No, because you can’t judge a movie until many years after it’s made. You really can’t. If you were to go back and look at the reviews of, say, Nights of Cabiria—my favorite movie—I doubt it would have any resemblance to the way the film is regarded now. Time can be very good or very cruel to films. So you have to ignore it. They’re not written for me, anyway, they’re written for people who go to the movies. Not for the people who make them.
I remember reading Pauline Kael’s review of Raging Bull—and Kael is now held up in some high regard—and her review of Raging Bull is so moronic, you almost want to have her banned from public life. The review is idiotic, because Raging Bull is not too bad a movie, but she hated it. You can be contrarian, but that doesn’t make you right. When you read that and you think, “Well, I’m Martin Scorsese, and I’ve just made what is essentially a consummate work of art, and I have the most prominent critic in the country writing a completely idiotic review,” what does that tell you? If I was Martin Scorsese, would my confidence by shaken, having just made what is essentially a masterpiece? That would be very sad. How are we talking about this?

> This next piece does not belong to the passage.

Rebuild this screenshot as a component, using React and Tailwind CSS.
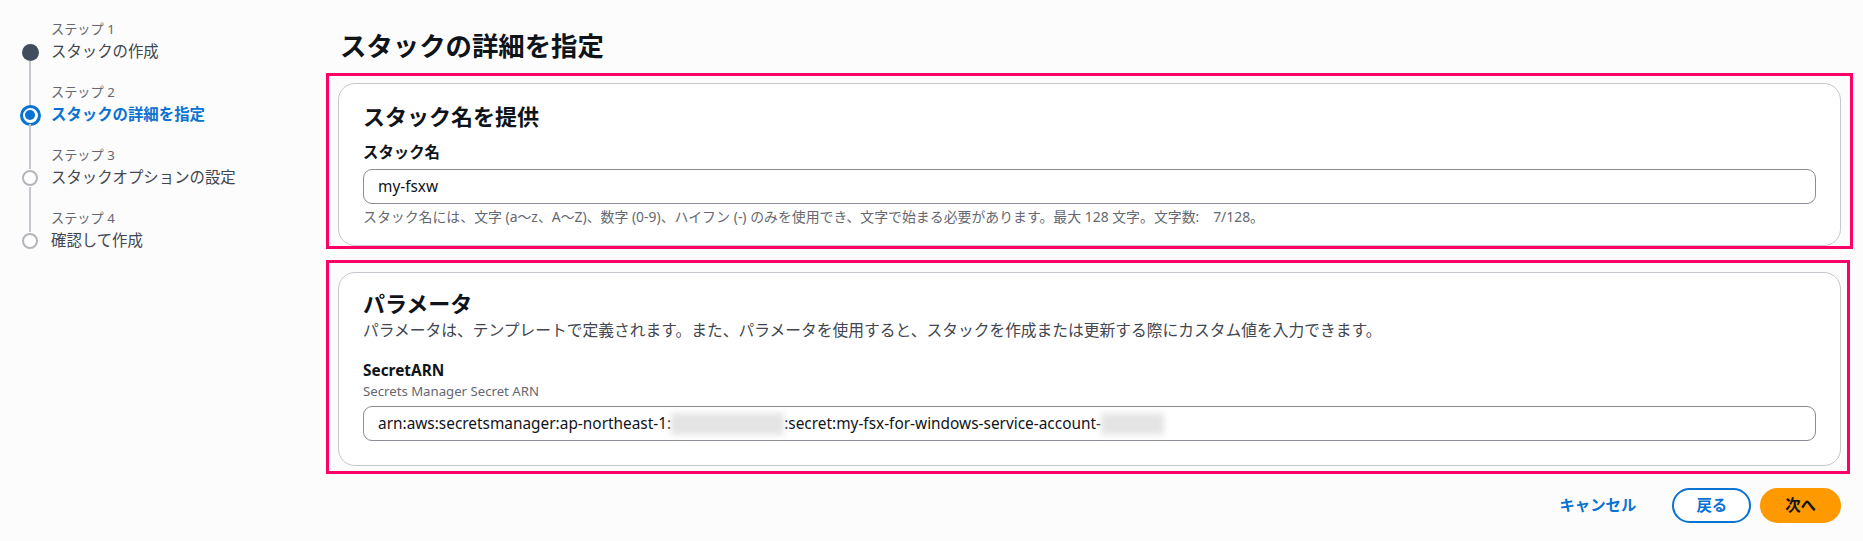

I don’t know. I want to go back to what you said about Nights of Cabiria, though. That movie has an old-fashioned quality to it, especially in the acting. It feels timeless, like a character piece in a play. How do you think of Two Lovers in terms of its era, and did you want it to seem more like an old film?
I absolutely did. In a way it’s my rebellion, because for the most part, I think we’re in trouble. I could be totally wrong, but I don’t think [modern films] will age well. They seem very mean and condescending towards the characters.
There are terrible clichés in art cinema. Take the camera off the tripod, make the subtext the text, and it’s about this issue, and it’s so real, it’s realer than real, and we’re going to tell you a real fucking story right here, man, and we’re going to be raw, and we’re going to be rawer than raw. We’re going to show you how little money we had to make this film. How can you be transcendent that way? You’re making a fucking point. What I was anxious to do was something that transcended that, that was not concerned with making a point, but was rather concerned with a kind of honest or authentic emotionality.
How lucky to get Gwyneth. I know you had talked about working together for a while.
She said, “I can’t work with you, you only make movies about guys with guns.” So I said, “Oh, yeah? I’m going to make a romance, baby.” I’m very biased. I read horrible things about her from time to time. People that don’t know her say horrible things about her.
Well, she has that website that’s like, here’s how to live an awesome vegan lifestyle, and people take issue with it.
I have looked at the website. I’m not a website guy, although I’m not a Luddite, either. I have looked at a computer, but I don’t go to PopSugar and Goop and all that. So I can’t say, but what I can say is that the person I know is wonderful and very generous, and has a great vulnerability and is very sensitive.
That scene where they’re in a club, and she gets the call where he says he’s not going to leave his wife, it’s one of the more realistic female breakdowns I’ve seen. That’s exactly what would happen.
That was multiple cameras. I wanted it to feel found, so I shot it with very long lenses, and there’s people walking in front of the camera, and almost messy, dirty, because I wanted it to feel authentic. And it was written that way, but I didn’t know how she was going to play it. She said to me “Look, just make sure technically we’re okay with Take One, because I’m ready to go.” We did seven or eight takes, but when I went to look through the footage, take one was so real. I remember laughing when I saw it because it felt so authentic that I was embarrassed. It’s horrible to watch. And he loved her. They had a very warm relationship during the movie, and got along very well. And he kept saying, “Oh man, she’s like really good, man, I don’t know.” And then he ad-libbed and improvised that whole thing were he says, “You’re very high.” And he took that cue from her, and it’s those moments that are very exciting to make films.